What about the synthetic drugs ? This is a growing and, thus far, uncontrollable problem. Many of these drugs do not even have known chemical composition.
“Ivory Wave,” “Purple Wave,” Vanilla Sky,” and “Bliss” are among the many street names of so-called designer drugs known as “bath salts,” which have sparked thousands of calls to poison centers across the U.S.
These drugs contain synthetic chemicals that are similar to amphetamines. Some, but not all, of the chemicals used to make them are illegal.
What Are Bath Salts?
“Is this what we put in our bathtubs, like Epsom salts? No,” says Zane Horowitz, MD, an ER doctor and medical director of the Oregon Poison Center.
These drugs have nothing to do with real bath salts — or “jewelry cleaner,” or “plant food,” or “phone screen cleaner,” which they’re also sometimes called, according to the National Institute on Drug Abuse.
Exactly which chemicals are in the drugs isn’t known.

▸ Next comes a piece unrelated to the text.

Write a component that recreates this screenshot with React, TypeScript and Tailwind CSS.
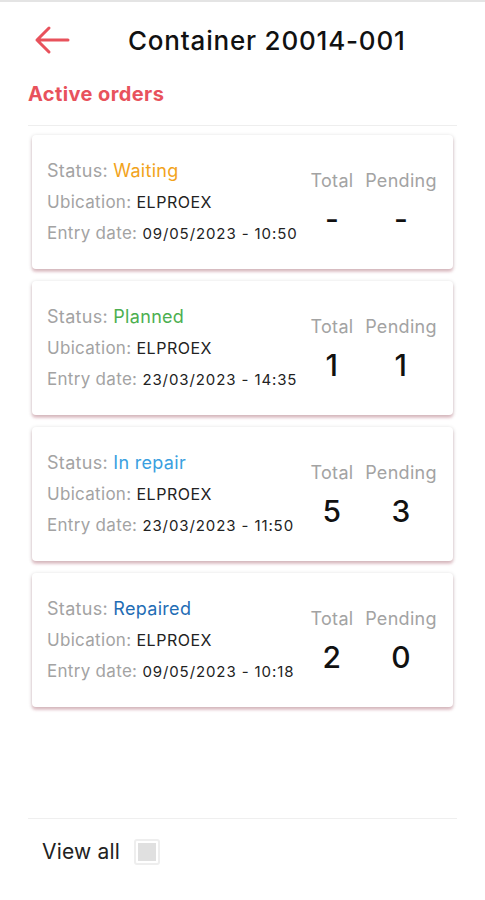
const orders = [
  { status: 'Waiting', color: 'text-[#f2a31b]', date: '09/05/2023 - 10:50', total: '-', pending: '-' },
  { status: 'Planned', color: 'text-[#4caf50]', date: '23/03/2023 - 14:35', total: '1', pending: '1' },
  { status: 'In repair', color: 'text-[#3a9fe0]', date: '23/03/2023 - 11:50', total: '5', pending: '3' },
  { status: 'Repaired', color: 'text-[#1f6db5]', date: '09/05/2023 - 10:18', total: '2', pending: '0' },
];

function OrderCard({ order }: { order: (typeof orders)[number] }) {
  return (
    <div className="flex items-center h-[134px] mx-[4px] pl-[15px] pr-[14px] bg-white rounded-[4px] shadow-[0_1px_4px_rgba(0,0,0,0.18),0_3px_3px_rgba(200,90,110,0.28)]">
      <div className="flex-1 flex flex-col gap-[7px] text-[#a3a3a3] tracking-[0.3px]">
        <div className="text-[18px] leading-[24px]">
          Status: <span className={order.color}>{order.status}</span>
        </div>
        <div className="text-[17px] leading-[24px]">
          Ubication: <span className="text-[#222] text-[16px] tracking-[0.5px]">ELPROEX</span>
        </div>
        <div className="text-[17px] leading-[24px]">
          Entry date: <span className="text-[#222] text-[15px] tracking-[0.9px]">{order.date}</span>
        </div>
      </div>
      <div className="flex gap-[3px] text-center mt-[1px] tracking-[0.3px]">
        <div className="flex flex-col items-center w-[56px]">
          <span className="text-[18px] text-[#a3a3a3] leading-[24px]">Total</span>
          <span className="text-[30px] font-medium text-[#111] leading-[36px] mt-[8px]">{order.total}</span>
        </div>
        <div className="flex flex-col items-center w-[76px]">
          <span className="text-[18px] text-[#a3a3a3] leading-[24px]">Pending</span>
          <span className="text-[30px] font-medium text-[#111] leading-[36px] mt-[8px]">{order.pending}</span>
        </div>
      </div>
    </div>
  );
}

export default function App() {
  return (
    <div className="h-[900px] flex flex-col bg-white font-['Inter',sans-serif] border-t-2 border-[#e4e4e4]">
      <div className="flex items-center h-[76px] pl-[34px]">
        <svg width="36" height="30" viewBox="0 0 36 30" fill="none" stroke="#e8525c" strokeWidth="3" strokeLinecap="round" strokeLinejoin="round">
          <path d="M34 15H3M15 3L3 15l12 12" />
        </svg>
        <h1 className="ml-[58px] text-[26px] tracking-[0.8px] font-medium text-[#111]">Container 20014-001</h1>
      </div>
      <div className="px-[28px] text-[20px] tracking-[0.4px] font-bold text-[#e8525c] leading-[28px] mt-[2px]">Active orders</div>
      <div className="mx-[28px] mt-[17px] border-t border-[#eeeeee]" />
      <div className="flex flex-col gap-[12px] px-[28px] mt-[9px]">
        {orders.map((o) => (
          <OrderCard key={o.status} order={o} />
        ))}
      </div>
      <div className="flex-1" />
      <div className="mx-[28px] border-t border-[#efefef]" />
      <div className="flex items-center gap-[14px] pl-[42px] h-[66px] mb-[15px]">
        <span className="text-[21px] tracking-[0.2px] text-[#222]">View all</span>
        <span className="w-[26px] h-[26px] border-2 border-[#eeeeee] rounded-[3px] flex items-center justify-center">
          <span className="w-[18px] h-[18px] bg-[#e0e0e0]" />
        </span>
      </div>
    </div>
  );
}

“The presumption is that most ‘bath salts’ are MDPV, or methylenedioxypyrovalerone, although newer… derivatives are being made by illegal street chemists,” Horowitz says. “Nobody really knows, because there has been no way to test for these substances. However, that is changing, and some tests for certain of these chemicals have been developed.”
There is no hope of legalizing these concoctions. Should we consider legalizing some less dangerous drugs ? I think so. Marijuana, aside from its risks in schizophrenia, is relatively harmless. It has social costs like lack of ambition but these characteristics may be less an effect of the drug than characteristic of the user.
Misuse of prescription drugs is beyond this discussion. Misuse of some OTC drugs, like the cough syrup ingredient, dextromethorphan, is a real problem in some areas. In the southeast, there is wide use of a concoction made up of cough syrup, sweetened drinks like Arizona Iced Tea grapefruit flavor and sweet candy, like Skittles. It is called by various names, like Purple Drank, or “Lean” or Sizzurp. The similarity of the ingredients to those purchased by Trayvon Martin I will leave to the reader. It is widely popular with rappers, sometimes with lethal results. Convenience stores, like 7-11, have begun placing cough syrup behind the counter and reports state that the 7-11 clerk refused to sell cough syrup to Martin because he was not 18.
Maybe it’s time for an honest discussion on options on drugs. I’m not optimistic.